His chances of NHL success will greatly improve if Keller works on his core strength, which scouts point out as a potential weakness. Progress in this area will allow him to stay on his feet longer and continue protect the puck without being knocked around by bigger defenders.

Keller also needs to be better along the boards and in the corners. In full-flight Keller has defenders at his mercy; in cycle play Keller will find himself at a disadvantage.

Hard work in the gym and continued physical growth as he enters his 20s should keep Keller on track for the NHL.

Final Thoughts

Having just dealt another smaller center in Jared McCann, and with a number of potential NHL centers already in the organization — Cole Cassels, Dmitri Zhukenov, and the newly-signed Yan-Pavel Laplante — will the Vancouver Canucks feel the need to draft the  5-foot-10 Keller?

Clayton Keller, mind you, is far more talented offensively than Cassels, Zhukenov, or Laplante. Then again, so was the now-departed McCann.

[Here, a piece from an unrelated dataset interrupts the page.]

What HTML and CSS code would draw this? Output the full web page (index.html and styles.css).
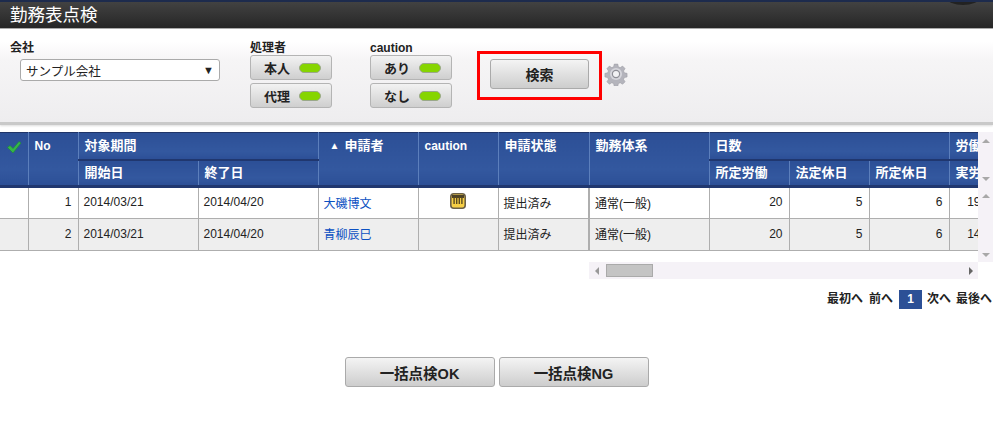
FILE: index.html
```html
<!DOCTYPE html>
<html lang="ja">
<head>
    <meta charset="UTF-8">
    <title>勤務表点検</title>
    <link rel="stylesheet" href="styles.css">
</head>
<body>
    <header class="title-bar">
        <h1 class="title">勤務表点検</h1>
        <span class="title-knob"></span>
    </header>

    <form class="filter">
        <div class="filter-group company">
            <label class="filter-label">会社</label>
            <div class="select"><span>サンプル会社</span><span class="select-arrow">▼</span></div>
        </div>
        <div class="filter-group handler">
            <label class="filter-label">処理者</label>
            <button type="button" class="toggle">本人<i class="lamp"></i></button>
            <button type="button" class="toggle">代理<i class="lamp"></i></button>
        </div>
        <div class="filter-group caution">
            <label class="filter-label">caution</label>
            <button type="button" class="toggle">あり<i class="lamp"></i></button>
            <button type="button" class="toggle">なし<i class="lamp"></i></button>
        </div>
        <div class="search-mark"><button type="button" class="btn search-btn">検索</button></div>
        <svg class="gear" width="24" height="24" viewBox="0 0 24 24" aria-label="設定">
            <path fill="#b4b4bc" stroke="#9a9aa2" stroke-width="0.6" d="M10 1h4l.6 3 2.1.9 2.6-1.7 2.8 2.8-1.7 2.6.9 2.1 3 .6v4l-3 .6-.9 2.1 1.7 2.6-2.8 2.8-2.6-1.7-2.1.9-.6 3h-4l-.6-3-2.1-.9-2.6 1.7-2.8-2.8 1.7-2.6-.9-2.1-3-.6v-4l3-.6.9-2.1-1.7-2.6 2.8-2.8 2.6 1.7 2.1-.9z" transform="translate(1.2 1.2) scale(.9)"/>
            <circle cx="12" cy="12" r="6" fill="#d6d6dc"/>
            <circle cx="12" cy="12" r="3.6" fill="#f2f2f4" stroke="#8e8e96" stroke-width="1.2"/>
        </svg>
    </form>

    <div class="grid">
        <div class="grid-clip">
            <table class="list">
                <colgroup>
                    <col class="c-check"><col class="c-no"><col class="c-date"><col class="c-date">
                    <col class="c-name"><col class="c-caution"><col class="c-state"><col class="c-system">
                    <col class="c-day"><col class="c-day"><col class="c-day"><col class="c-last">
                </colgroup>
                <thead>
                    <tr class="head-top">
                        <th rowspan="2" class="check-head">
                            <svg width="16" height="14" viewBox="0 0 16 14"><path d="M1.5 7.5l2.5-2 3 3L13 1.5l2 1.5-8 10z" fill="#35b548" stroke="#1c8a34" stroke-width=".6"/></svg>
                        </th>
                        <th rowspan="2" class="latin">No</th>
                        <th colspan="2" class="group">対象期間</th>
                        <th rowspan="2" class="name-head"><span class="sort">▲</span>申請者</th>
                        <th rowspan="2" class="latin">caution</th>
                        <th rowspan="2">申請状態</th>
                        <th rowspan="2">勤務体系</th>
                        <th colspan="3" class="group">日数</th>
                        <th class="group">労働</th>
                    </tr>
                    <tr class="head-sub">
                        <th>開始日</th><th>終了日</th>
                        <th>所定労働</th><th>法定休日</th><th>所定休日</th><th>実労</th>
                    </tr>
                </thead>
                <tbody>
                    <tr>
                        <td></td><td class="num">1</td><td>2014/03/21</td><td>2014/04/20</td>
                        <td><a href="#">大磯博文</a></td>
                        <td class="center">
                            <svg class="caution-icon" width="16" height="16" viewBox="0 0 16 16">
                                <rect x=".8" y=".8" width="14.4" height="14.4" rx="3" fill="#f7cf45" stroke="#6b6048" stroke-width="1.6"/>
                                <rect x="2" y="2" width="12" height="3" fill="#4d4226"/>
                                <path d="M3.4 4h1.4v7H3.4zM6 4h1.4v7H6zM8.6 4H10v7H8.6zM11.2 4h1.4v7h-1.4z" fill="#5a4a20"/>
                            </svg>
                        </td>
                        <td>提出済み</td><td class="thick">通常(一般)</td>
                        <td class="num">20</td><td class="num">5</td><td class="num">6</td><td class="num">19</td>
                    </tr>
                    <tr class="alt">
                        <td></td><td class="num">2</td><td>2014/03/21</td><td>2014/04/20</td>
                        <td><a href="#">青柳辰巳</a></td>
                        <td></td>
                        <td>提出済み</td><td class="thick">通常(一般)</td>
                        <td class="num">20</td><td class="num">5</td><td class="num">6</td><td class="num">14</td>
                    </tr>
                </tbody>
            </table>
        </div>
        <div class="vbar">
            <div class="vbar-part head-part"><span class="arrow up"></span><span class="arrow down"></span></div>
            <div class="vbar-part body-part"><span class="arrow up"></span><span class="arrow down"></span></div>
        </div>
    </div>

    <div class="hbar">
        <span class="arrow left"></span>
        <span class="hbar-thumb"></span>
        <span class="arrow right"></span>
    </div>

    <nav class="pager">
        <span class="page-first">最初へ</span><span>前へ</span><span class="page-now">1</span><span>次へ</span><span>最後へ</span>
    </nav>

    <div class="actions">
        <button type="button" class="btn bulk-btn">一括点検OK</button>
        <button type="button" class="btn bulk-btn">一括点検NG</button>
    </div>
</body>
</html>
```

FILE: styles.css
```css
body {
    margin: 0;
    height: 428px;
    overflow: hidden;
    background: #fff;
    color: #222;
    font-family: "Liberation Sans", "Noto Sans CJK JP", sans-serif;
    font-size: 12px;
}

button {
    font-family: inherit;
    cursor: pointer;
}

/* Title bar */
.title-bar {
    position: relative;
    height: 26px;
    border-top: 2px solid #1d2b4d;
    border-bottom: 1px solid #aaa;
    background: linear-gradient(#424242, #262626);
    overflow: hidden;
}

.title {
    margin: 0;
    padding-left: 10px;
    color: #fff;
    font-size: 17.5px;
    font-weight: normal;
    line-height: 26px;
}

.title-knob {
    position: absolute;
    top: -10px;
    left: 947px;
    width: 32px;
    height: 13px;
    border-radius: 50%;
    background: #222;
}

/* Filter panel */
.filter {
    display: flex;
    align-items: flex-start;
    height: 93px;
    border-bottom: 3px solid #c9c9c9;
    background: linear-gradient(#fff 12px, #f6f5f6 30px, #eeedef);
    box-shadow: 0 1px 2px #ddd;
}

.filter-group {
    display: flex;
    flex-direction: column;
    align-items: flex-start;
    padding-top: 12px;
}

.filter-label {
    height: 14px;
    font-size: 12px;
    font-weight: bold;
    line-height: 14px;
}

.company {
    width: 250px;
    padding-left: 10px;
    box-sizing: border-box;
}

.handler {
    width: 120px;
}

.caution {
    width: 82px;
}

.select {
    display: flex;
    justify-content: space-between;
    align-items: center;
    box-sizing: border-box;
    width: 200px;
    height: 22px;
    margin: 4px 0 0 10px;
    padding: 0 5px 0 5px;
    border: 1px solid #aaa;
    border-radius: 3px;
    background: #fff;
    font-size: 12.5px;
}

.select-arrow {
    font-size: 11px;
}

.toggle {
    display: flex;
    justify-content: flex-end;
    align-items: center;
    gap: 9px;
    box-sizing: border-box;
    width: 82px;
    height: 25px;
    margin: 0 0 3px;
    padding: 0 10px 0 0;
    border: 1px solid #b4b4b4;
    border-radius: 3px;
    background: linear-gradient(#f2f2f2, #cfcfcf);
    color: #222;
    font-size: 13px;
    font-weight: bold;
}

.lamp {
    width: 20px;
    height: 8px;
    border: 1px solid #9aa88a;
    border-radius: 5px;
    background: #86d500;
}

.search-mark {
    box-sizing: border-box;
    width: 125px;
    height: 49px;
    margin: 22px 0 0 25px;
    padding: 5px 10px;
    border: 3px solid #f00;
}

.btn {
    border: 1px solid #aaa;
    border-radius: 3px;
    background: linear-gradient(#f4f4f4, #cdcdcd);
    color: #222;
    font-weight: bold;
}

.search-btn {
    display: block;
    width: 100%;
    height: 30px;
    padding: 0;
    font-size: 14px;
}

.gear {
    margin: 33px 0 0 2px;
}

/* Table */
.grid {
    display: flex;
    align-items: flex-start;
    margin-top: 7px;
}

.grid-clip {
    width: 978px;
    overflow: hidden;
}

.list {
    width: 987px;
    border-collapse: collapse;
    table-layout: fixed;
}

.c-check { width: 28px; }
.c-no { width: 50px; }
.c-date { width: 120px; }
.c-name { width: 100px; }
.c-caution { width: 80px; }
.c-state { width: 91px; }
.c-system { width: 120px; }
.c-day { width: 80px; }
.c-last { width: 38px; }

.list th {
    padding: 0 0 0 6px;
    border: 1px solid #5c7fbc;
    border-top: 0;
    border-bottom: 0;
    background: linear-gradient(#2c4f96, #33589f 70%, #2c4f96);
    color: #fff;
    font-size: 13px;
    font-weight: bold;
    line-height: 14px;
    text-align: left;
    vertical-align: top;
}

.list th.latin {
    font-size: 12px;
}

.list thead {
    border-top: 1px solid #1f3468;
    border-bottom: 3px solid #20376f;
}

.head-top th {
    height: 27px;
    padding-top: 6px;
    box-sizing: border-box;
}

.head-sub th {
    height: 27px;
    padding-top: 5px;
    box-sizing: border-box;
    border-top: 2px solid #20376f;
}

.list .head-top .group {
    border-bottom: 2px solid #20376f;
}

.list .check-head {
    padding: 7px 0 0 6px;
}

.list .name-head {
    padding-left: 11px;
}

.sort {
    margin-right: 5px;
    font-size: 10px;
    vertical-align: 1px;
}

.list td {
    height: 32px;
    box-sizing: border-box;
    padding: 0 5px 2px;
    border: 1px solid #aeaeae;
    border-top: 0;
    overflow: hidden;
    font-size: 12px;
    white-space: nowrap;
}

.list tr > :first-child {
    border-left: 0;
}

.list .alt td {
    background: #eee;
}

.list .num {
    padding-right: 6px;
    text-align: right;
}

.list .center {
    text-align: center;
}

.list td.thick {
    border-left-width: 2px;
}

.list a {
    color: #0b50c2;
    text-decoration: none;
}

.caution-icon {
    display: block;
    margin: 0 auto 2px;
}

/* Scrollbars */
.vbar {
    width: 15px;
    background: #f5f2f7;
}

.vbar-part {
    display: flex;
    flex-direction: column;
    justify-content: space-between;
    align-items: center;
    box-sizing: border-box;
}

.head-part {
    height: 55px;
    padding: 7px 0 6px;
}

.body-part {
    height: 75px;
    padding: 7px 0 5px;
}

.arrow {
    display: block;
    width: 0;
    height: 0;
    border: 4px solid transparent;
}

.arrow.up {
    border-top: 0;
    border-bottom: 4px solid #a8a8a8;
}

.arrow.down {
    border-bottom: 0;
    border-top: 4px solid #a8a8a8;
}

.arrow.left {
    border-left: 0;
    border-right: 4px solid #999;
}

.arrow.right {
    margin-left: auto;
    border-right: 0;
    border-left: 4px solid #666;
}

.hbar {
    display: flex;
    align-items: center;
    box-sizing: border-box;
    width: 389px;
    height: 17px;
    margin: 0 0 0 589px;
    padding: 0 5px 0 6px;
    background: #f5f2f7;
}

.hbar-thumb {
    box-sizing: border-box;
    width: 47px;
    height: 13px;
    margin-left: 7px;
    border: 1px solid #aaa;
    background: #c4c4c4;
}

/* Pager */
.pager {
    display: flex;
    justify-content: flex-end;
    align-items: center;
    gap: 5px;
    margin: 11px 0 0;
    padding-right: 1px;
    font-size: 12px;
    font-weight: bold;
    line-height: 19px;
}

.page-first {
    margin-right: 1px;
}

.page-now {
    width: 23px;
    margin-left: 1px;
    background: #2c5096;
    color: #fff;
    text-align: center;
}

/* Bulk actions */
.actions {
    display: flex;
    justify-content: center;
    gap: 4px;
    margin-top: 48px;
}

.bulk-btn {
    width: 150px;
    height: 30px;
    padding: 0;
    font-size: 14.5px;
}
```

In any case, with the fifth pick, Keller is out of reach for Jim Benning — there are too many prospects with more upside who will need less development time.

Should the Canucks trade down, it seems likely that Keller’s size will disadvantage him in the eyes of Vancouver brass, especially given the position he plays. The overall trend in Vancouver is away from smaller offensive talents and toward bigger, more well-rounded players.

Next: More 2016 Draft Profiles

But someone, somewhere will have to score goals for the Canucks once the Sedins are no longer available to carry the team. Size is all well and good, but it is talent that drives results. If the Canucks want to be a team that scores goals in four years, they need to take players with proven talent to do just that.

Clayton Keller happens to be a player with just such a talent.